All across the world, fans brazenly celebrate the corrupt mentality of football, and encourage the wilful perversion of fair-play, which promotes a debased ‘win at all costs’ attitude. Just look at the Thomas Muller cheating incident against Portugal; another nail in the coffin of football fair-play, and German fans deify him for it, whilst enabling pundits like Patrick Vieira refuse to condemn it.

 

The sad irony of it all is that these same ‘fans’ don’t even seem to realise that they’re complicit in destroying the game they loudly proclaim to ‘love’, and Liverpool fans are no different.

 

In this case, it doesn’t matter how many times Suarez admits that he’s an unrepentant cheat, Reds fans will still find some way to defend, condone, and enable his behaviour, and that (IMO) is the biggest abomination of all.

 

Zero tolerance on cheating is one of the founding principles of this site. There has to be someone out there flying the flag for fair-play, and there has to be a voice for fans who, like me, unquestioningly oppose the destructive rise of cheating in football.

 

This article will no doubt upset the many Suarez-apologists amongst LFC’s fanbase, but I don’t care in the slightest about that.
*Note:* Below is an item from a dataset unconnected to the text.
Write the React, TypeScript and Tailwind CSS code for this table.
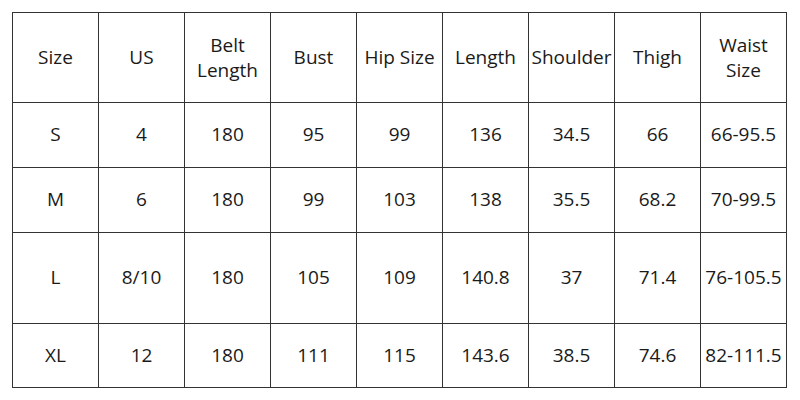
import React from 'react';

const headers: string[][] = [
  ['Size'],
  ['US'],
  ['Belt', 'Length'],
  ['Bust'],
  ['Hip Size'],
  ['Length'],
  ['Shoulder'],
  ['Thigh'],
  ['Waist', 'Size'],
];

const rows: string[][] = [
  ['S', '4', '180', '95', '99', '136', '34.5', '66', '66-95.5'],
  ['M', '6', '180', '99', '103', '138', '35.5', '68.2', '70-99.5'],
  ['L', '8/10', '180', '105', '109', '140.8', '37', '71.4', '76-105.5'],
  ['XL', '12', '180', '111', '115', '143.6', '38.5', '74.6', '82-111.5'],
];

const App: React.FC = () => {
  return (
    <div className="w-[800px] h-[400px] bg-white pt-[12px] pl-[12px] text-[#1a1a1a] font-['Open_Sans',sans-serif]">
      <div className="grid grid-cols-[repeat(9,86px)] grid-rows-[90px_65px_65px_91px_64px] w-fit border-l border-t border-[#333] text-[19px] leading-[25px]">
        {headers.map((h, i) => (
          <div key={i} className="flex flex-col items-center justify-center border-r border-b border-[#333] text-center whitespace-nowrap">
            {h.map((line) => (
              <span key={line}>{line}</span>
            ))}
          </div>
        ))}
        {rows.map((row, r) =>
          row.map((cell, c) => (
            <div key={`${r}-${c}`} className="flex items-center justify-center border-r border-b border-[#333] whitespace-nowrap pb-[1px]">
              {cell}
            </div>
          ))
        )}
      </div>
    </div>
  );
};

export default App;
In fact, I hope those fans who enable Suarez’s cheating feel attacked. They deserve it for betraying the club they claim to support.

 

Suarez is an absolutely amazing footballer, and I love watching him play, but I support Liverpool FC, not Luis Suarez FC, and the Uruguayan’s constant attempts to rationalise cheating brings LFC into disrepute, and totally undermines everything the club stands for.